Airlines change flight numbers for several operational and commercial reasons. When two airlines merge, their combined flight number ranges overlap — the American-US Airways merger in 2013 created conflicts between AA and US flight numbers that required systematic renumbering over 18 months. Seasonal schedule changes often involve renumbering as aircraft assignments shift. When an airline adds a new stop to an existing route — converting a nonstop into a one-stop — the flights after the intermediate stop typically receive new numbers.

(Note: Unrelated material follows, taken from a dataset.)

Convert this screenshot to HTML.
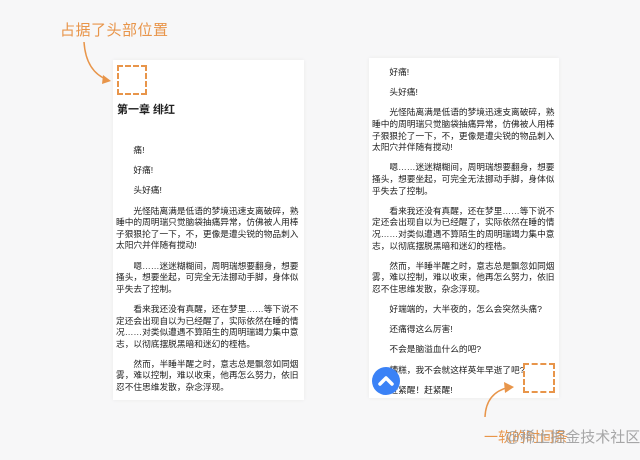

Code changes mid-journey are intentional features of hub-and-spoke network design. A passenger flying from Boise to Frankfurt on United might be on United flight 403 from Boise to Denver, then United flight 918 from Denver to Frankfurt. The flight number changes at the hub, but the booking record connects them as a single itinerary with through-checked baggage and connection protection. The physical aircraft for the second segment is a completely different, larger plane — the flight number change signals the operating equipment and crew transition.

Historic flight numbers carry prestige and marketing value. British Airways has operated the Concorde's London–New York route as BA 001/002 since 1976 — the zero prefix signaling premium status. When supersonic travel ended in 2003, BA retired those numbers. Singapore Airlines' flight SQ 21/22 (the former world's longest nonstop, Singapore to Newark) and SQ 11/12 (current world's longest nonstop, Singapore to New York JFK) carry historically significant numbers. Delta's DL 1, the New York–Los Angeles flagship, has been operated continuously since 1959. These numbers are institutional assets the airlines manage deliberately.